# [WHAT NEEDS TO BE DONE]
Determine the number of lines where "styles" occurs and reply with that number by itself.

# [DATASET EXCERPT]
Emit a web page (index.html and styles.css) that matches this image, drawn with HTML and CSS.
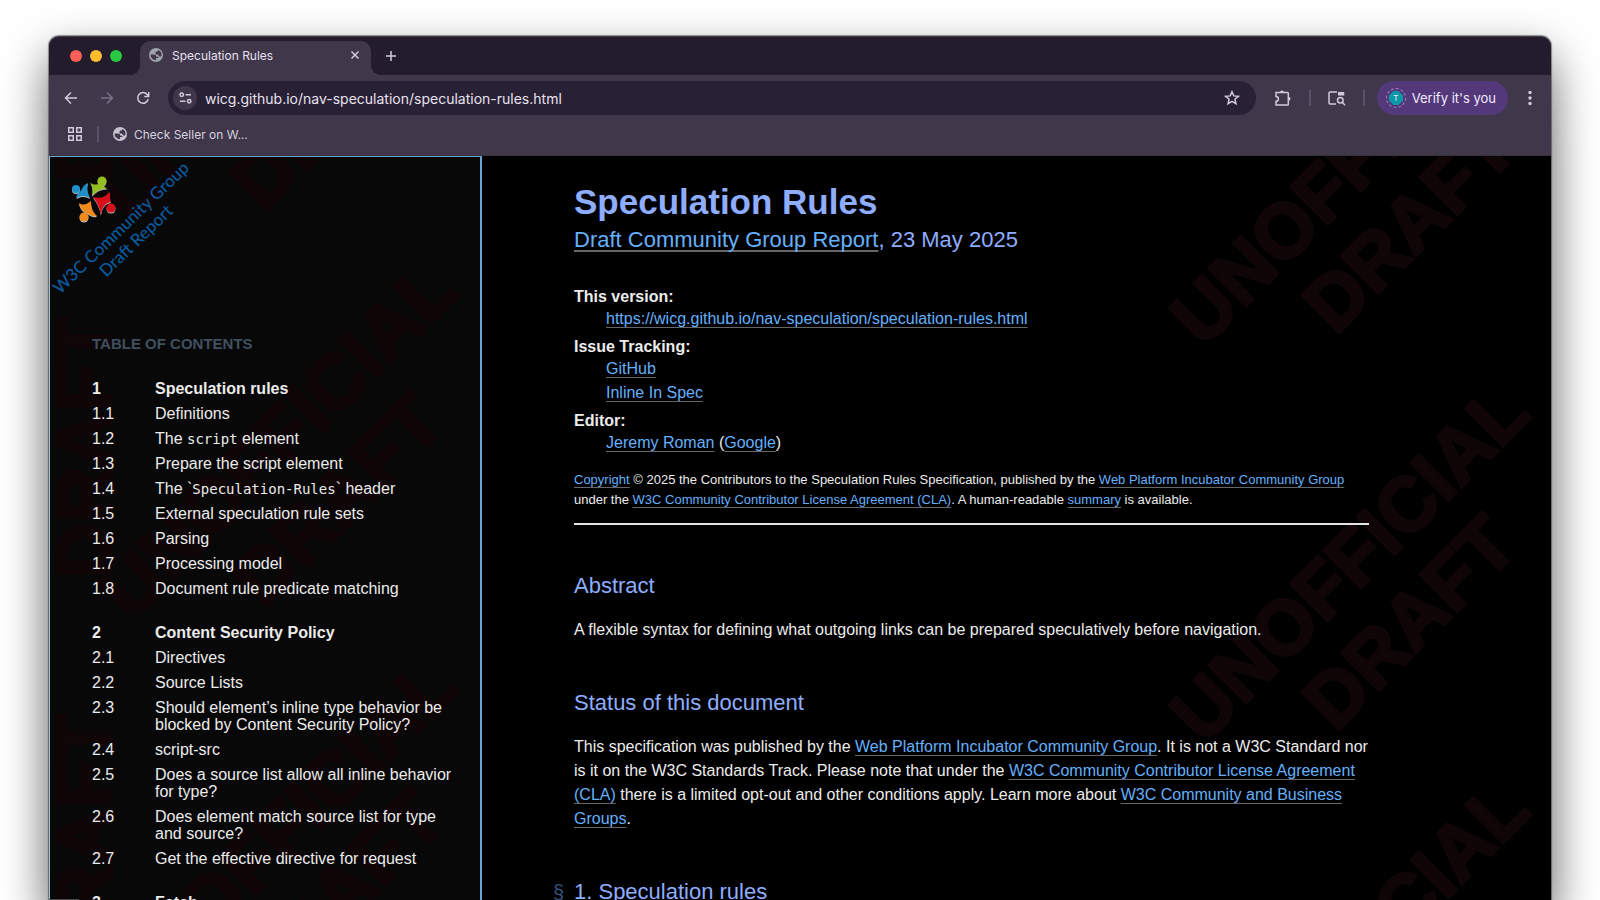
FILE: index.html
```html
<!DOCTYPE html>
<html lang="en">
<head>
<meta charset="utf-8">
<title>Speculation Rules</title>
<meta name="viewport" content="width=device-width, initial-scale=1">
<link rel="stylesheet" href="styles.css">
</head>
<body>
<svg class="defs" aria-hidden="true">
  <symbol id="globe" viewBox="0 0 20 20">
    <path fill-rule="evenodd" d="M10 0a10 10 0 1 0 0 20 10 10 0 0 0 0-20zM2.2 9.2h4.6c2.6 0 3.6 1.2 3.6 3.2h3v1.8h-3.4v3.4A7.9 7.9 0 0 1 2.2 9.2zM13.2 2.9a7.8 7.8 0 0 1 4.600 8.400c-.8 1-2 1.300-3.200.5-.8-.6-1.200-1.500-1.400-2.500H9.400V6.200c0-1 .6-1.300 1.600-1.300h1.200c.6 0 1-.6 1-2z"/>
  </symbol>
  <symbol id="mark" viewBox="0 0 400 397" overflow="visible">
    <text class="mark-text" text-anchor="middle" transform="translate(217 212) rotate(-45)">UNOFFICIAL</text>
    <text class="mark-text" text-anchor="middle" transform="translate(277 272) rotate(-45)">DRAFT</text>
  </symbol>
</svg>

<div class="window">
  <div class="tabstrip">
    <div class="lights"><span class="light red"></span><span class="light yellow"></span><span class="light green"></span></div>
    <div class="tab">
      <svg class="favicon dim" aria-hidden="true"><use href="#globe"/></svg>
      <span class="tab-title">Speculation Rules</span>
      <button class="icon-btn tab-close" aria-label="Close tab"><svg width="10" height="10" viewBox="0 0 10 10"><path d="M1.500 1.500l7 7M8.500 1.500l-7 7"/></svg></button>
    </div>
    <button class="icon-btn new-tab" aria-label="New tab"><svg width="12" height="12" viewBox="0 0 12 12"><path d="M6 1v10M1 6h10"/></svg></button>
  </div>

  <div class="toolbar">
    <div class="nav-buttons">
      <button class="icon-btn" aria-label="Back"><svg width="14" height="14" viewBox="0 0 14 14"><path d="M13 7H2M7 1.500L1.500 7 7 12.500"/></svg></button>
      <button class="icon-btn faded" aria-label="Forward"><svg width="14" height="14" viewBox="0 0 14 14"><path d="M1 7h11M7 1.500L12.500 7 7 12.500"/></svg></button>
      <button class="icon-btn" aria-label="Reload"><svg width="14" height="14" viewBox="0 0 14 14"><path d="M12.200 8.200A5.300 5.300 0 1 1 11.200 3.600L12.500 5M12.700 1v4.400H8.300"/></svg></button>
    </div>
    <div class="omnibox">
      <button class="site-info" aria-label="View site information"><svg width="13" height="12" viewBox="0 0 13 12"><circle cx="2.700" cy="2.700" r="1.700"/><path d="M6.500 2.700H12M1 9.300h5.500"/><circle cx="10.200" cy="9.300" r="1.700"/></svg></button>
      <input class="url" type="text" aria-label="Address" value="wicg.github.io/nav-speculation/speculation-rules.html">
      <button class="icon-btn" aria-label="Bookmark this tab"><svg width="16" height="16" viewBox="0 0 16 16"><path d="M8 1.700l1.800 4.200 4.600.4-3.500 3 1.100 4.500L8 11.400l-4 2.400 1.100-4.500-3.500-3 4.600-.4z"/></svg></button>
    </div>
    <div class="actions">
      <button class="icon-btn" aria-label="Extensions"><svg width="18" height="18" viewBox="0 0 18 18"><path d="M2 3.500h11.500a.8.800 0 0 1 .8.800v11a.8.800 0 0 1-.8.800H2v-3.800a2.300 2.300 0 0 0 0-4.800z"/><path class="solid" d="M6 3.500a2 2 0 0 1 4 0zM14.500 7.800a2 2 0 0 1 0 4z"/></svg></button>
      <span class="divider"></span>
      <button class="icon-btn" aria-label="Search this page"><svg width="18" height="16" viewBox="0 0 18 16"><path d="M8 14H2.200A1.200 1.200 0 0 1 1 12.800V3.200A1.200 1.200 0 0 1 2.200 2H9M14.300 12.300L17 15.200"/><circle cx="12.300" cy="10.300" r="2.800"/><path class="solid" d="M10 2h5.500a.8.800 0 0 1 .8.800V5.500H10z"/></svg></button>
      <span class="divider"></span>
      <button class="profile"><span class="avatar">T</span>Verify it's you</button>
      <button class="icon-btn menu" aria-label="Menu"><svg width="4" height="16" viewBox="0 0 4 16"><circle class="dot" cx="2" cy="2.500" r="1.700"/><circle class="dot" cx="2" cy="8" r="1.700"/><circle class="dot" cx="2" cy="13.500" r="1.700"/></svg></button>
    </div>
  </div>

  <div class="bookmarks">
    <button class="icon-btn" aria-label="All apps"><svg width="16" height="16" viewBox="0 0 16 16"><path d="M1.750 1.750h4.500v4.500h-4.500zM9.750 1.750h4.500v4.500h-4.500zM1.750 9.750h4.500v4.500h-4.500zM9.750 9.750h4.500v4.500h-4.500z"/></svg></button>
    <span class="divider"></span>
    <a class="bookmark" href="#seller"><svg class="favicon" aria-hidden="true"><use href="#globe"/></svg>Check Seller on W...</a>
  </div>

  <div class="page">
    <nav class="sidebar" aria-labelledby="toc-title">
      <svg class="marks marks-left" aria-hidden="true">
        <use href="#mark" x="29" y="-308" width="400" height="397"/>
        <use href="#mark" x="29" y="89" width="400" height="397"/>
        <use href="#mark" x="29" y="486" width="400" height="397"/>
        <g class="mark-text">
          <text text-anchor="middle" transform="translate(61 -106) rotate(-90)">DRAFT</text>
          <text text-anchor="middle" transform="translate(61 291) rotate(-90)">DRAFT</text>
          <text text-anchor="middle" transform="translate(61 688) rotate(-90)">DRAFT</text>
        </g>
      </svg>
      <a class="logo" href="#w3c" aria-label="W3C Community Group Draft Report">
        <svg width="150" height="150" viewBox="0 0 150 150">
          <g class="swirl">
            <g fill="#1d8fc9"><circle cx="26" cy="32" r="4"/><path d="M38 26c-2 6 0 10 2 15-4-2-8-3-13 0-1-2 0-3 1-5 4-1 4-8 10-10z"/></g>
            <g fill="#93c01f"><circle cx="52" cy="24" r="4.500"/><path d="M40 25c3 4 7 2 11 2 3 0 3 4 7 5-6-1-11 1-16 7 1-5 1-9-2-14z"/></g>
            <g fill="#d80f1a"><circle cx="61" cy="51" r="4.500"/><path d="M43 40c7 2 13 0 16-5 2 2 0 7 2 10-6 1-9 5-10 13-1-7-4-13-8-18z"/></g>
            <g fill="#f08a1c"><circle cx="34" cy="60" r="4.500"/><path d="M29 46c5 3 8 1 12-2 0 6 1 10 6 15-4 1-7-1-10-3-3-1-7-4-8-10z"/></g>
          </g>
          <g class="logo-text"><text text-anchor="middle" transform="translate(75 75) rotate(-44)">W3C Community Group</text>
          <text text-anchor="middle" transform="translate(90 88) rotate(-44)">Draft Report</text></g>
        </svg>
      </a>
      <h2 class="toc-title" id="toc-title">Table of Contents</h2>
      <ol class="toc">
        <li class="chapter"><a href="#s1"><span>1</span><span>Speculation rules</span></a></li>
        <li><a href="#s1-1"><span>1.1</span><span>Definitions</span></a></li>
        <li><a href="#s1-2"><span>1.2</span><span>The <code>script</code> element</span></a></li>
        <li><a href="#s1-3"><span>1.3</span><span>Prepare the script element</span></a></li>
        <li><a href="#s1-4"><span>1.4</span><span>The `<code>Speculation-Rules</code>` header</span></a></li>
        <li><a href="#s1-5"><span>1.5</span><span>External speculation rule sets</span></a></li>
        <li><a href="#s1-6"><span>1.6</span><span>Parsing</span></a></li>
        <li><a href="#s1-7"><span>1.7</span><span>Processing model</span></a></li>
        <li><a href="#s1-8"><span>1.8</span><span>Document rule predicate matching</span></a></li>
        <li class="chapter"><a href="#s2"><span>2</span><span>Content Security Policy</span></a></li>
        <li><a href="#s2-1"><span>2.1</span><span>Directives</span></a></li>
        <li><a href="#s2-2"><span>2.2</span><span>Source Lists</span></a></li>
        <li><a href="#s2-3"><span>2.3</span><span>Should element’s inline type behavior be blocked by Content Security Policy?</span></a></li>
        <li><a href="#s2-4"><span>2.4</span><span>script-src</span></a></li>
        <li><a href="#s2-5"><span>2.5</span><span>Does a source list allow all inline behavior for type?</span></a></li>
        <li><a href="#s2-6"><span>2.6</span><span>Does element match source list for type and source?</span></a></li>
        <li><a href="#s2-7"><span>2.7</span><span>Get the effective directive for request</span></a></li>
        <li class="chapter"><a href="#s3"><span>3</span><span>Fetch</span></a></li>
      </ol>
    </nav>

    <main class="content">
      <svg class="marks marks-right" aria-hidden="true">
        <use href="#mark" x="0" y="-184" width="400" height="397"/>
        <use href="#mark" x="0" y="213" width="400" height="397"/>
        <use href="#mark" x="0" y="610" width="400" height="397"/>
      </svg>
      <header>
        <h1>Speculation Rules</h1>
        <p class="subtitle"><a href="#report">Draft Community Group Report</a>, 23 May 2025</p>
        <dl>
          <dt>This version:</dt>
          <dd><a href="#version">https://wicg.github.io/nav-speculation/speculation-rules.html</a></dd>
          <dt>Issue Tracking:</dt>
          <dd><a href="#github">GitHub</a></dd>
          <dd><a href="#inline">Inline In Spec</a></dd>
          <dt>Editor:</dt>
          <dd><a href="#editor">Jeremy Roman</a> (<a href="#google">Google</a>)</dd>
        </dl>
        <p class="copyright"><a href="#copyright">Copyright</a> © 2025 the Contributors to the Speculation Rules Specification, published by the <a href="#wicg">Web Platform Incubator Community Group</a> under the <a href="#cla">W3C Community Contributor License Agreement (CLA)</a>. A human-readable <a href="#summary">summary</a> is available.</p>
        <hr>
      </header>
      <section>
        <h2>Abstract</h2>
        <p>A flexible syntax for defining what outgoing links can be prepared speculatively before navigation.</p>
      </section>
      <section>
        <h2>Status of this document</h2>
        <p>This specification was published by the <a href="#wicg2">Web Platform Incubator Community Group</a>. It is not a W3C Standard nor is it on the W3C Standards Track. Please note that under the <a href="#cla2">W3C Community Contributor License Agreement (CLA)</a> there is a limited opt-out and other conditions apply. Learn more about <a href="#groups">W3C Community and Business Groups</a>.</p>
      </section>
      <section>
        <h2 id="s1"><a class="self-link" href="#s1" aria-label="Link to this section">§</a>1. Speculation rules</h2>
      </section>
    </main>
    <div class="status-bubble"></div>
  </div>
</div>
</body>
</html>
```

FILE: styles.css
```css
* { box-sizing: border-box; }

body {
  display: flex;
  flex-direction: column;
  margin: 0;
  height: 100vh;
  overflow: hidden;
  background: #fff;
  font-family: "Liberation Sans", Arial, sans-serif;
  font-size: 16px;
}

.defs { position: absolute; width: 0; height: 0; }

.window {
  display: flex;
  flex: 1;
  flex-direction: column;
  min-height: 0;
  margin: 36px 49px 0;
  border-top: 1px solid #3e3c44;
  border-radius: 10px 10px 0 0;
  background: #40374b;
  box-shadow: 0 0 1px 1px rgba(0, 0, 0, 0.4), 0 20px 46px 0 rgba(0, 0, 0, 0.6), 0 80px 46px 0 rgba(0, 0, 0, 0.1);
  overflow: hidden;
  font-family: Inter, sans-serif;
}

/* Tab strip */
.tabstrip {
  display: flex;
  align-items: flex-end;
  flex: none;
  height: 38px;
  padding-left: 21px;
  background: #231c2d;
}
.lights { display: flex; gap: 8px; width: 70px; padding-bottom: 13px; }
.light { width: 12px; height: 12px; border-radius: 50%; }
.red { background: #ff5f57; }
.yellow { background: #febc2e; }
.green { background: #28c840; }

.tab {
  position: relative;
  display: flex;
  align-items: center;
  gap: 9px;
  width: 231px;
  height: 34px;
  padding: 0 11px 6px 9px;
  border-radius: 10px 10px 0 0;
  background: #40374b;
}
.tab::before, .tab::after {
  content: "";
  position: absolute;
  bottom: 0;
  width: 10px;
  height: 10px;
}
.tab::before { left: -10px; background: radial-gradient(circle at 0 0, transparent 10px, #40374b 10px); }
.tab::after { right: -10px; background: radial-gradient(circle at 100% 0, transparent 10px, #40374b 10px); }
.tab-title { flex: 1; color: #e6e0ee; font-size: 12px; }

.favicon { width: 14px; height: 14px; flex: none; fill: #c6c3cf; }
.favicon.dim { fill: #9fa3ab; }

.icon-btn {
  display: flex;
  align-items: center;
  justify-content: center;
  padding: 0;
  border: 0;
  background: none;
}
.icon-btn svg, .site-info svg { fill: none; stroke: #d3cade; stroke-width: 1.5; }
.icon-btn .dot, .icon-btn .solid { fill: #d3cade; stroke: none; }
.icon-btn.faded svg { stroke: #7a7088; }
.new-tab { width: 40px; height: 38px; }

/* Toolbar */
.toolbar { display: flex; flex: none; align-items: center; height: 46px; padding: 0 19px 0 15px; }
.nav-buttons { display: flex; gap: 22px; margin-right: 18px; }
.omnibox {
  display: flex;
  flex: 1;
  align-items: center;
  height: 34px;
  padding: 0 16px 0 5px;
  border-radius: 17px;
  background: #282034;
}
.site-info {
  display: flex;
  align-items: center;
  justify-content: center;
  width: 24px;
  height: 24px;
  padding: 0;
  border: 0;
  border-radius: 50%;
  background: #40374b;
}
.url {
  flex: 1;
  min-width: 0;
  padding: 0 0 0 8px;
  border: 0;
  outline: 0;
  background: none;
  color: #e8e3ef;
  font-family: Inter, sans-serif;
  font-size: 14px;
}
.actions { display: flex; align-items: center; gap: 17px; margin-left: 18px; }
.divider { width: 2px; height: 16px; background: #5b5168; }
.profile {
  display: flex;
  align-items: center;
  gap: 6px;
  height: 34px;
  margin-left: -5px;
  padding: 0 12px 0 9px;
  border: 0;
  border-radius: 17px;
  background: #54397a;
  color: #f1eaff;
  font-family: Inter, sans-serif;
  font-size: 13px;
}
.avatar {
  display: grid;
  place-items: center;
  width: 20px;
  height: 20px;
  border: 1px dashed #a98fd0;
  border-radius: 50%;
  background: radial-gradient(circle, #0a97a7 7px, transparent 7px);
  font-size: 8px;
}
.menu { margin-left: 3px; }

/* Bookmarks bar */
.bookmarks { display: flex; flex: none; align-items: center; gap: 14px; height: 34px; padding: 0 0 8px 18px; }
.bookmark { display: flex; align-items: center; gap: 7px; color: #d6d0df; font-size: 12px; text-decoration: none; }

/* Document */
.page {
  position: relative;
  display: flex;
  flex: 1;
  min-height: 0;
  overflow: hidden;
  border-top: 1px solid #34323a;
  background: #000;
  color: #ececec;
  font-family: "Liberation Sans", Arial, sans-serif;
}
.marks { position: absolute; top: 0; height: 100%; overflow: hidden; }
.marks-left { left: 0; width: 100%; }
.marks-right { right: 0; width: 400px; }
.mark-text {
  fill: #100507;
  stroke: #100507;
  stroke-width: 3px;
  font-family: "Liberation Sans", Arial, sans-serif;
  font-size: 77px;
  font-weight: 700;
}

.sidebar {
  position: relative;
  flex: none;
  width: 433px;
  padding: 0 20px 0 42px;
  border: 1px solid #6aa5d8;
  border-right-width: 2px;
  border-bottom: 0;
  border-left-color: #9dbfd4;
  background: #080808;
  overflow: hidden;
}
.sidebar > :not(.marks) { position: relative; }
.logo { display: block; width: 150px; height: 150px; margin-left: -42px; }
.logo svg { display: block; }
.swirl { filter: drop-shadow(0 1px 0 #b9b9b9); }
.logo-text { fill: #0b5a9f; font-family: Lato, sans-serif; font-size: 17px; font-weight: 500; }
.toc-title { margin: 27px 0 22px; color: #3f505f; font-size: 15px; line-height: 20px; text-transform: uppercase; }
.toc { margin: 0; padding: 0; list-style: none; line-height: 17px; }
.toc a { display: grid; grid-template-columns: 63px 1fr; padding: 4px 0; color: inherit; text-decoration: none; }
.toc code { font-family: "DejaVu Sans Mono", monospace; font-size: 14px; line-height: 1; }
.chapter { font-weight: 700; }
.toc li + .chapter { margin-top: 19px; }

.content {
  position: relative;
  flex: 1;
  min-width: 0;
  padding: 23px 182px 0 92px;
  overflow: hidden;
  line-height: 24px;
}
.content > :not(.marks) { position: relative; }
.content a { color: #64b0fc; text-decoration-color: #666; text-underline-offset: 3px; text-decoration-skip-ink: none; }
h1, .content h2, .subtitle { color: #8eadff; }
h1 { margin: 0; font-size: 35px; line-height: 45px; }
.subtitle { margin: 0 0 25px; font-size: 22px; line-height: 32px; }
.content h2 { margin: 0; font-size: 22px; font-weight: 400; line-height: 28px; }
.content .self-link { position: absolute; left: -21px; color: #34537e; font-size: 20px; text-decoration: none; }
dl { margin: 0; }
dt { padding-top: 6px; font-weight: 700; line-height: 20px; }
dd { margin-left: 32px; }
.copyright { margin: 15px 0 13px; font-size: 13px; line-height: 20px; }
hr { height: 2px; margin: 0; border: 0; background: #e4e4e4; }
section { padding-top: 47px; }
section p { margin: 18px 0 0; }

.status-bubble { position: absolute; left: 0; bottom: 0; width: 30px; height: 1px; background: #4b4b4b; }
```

# [EXERCISE OUTPUT]
3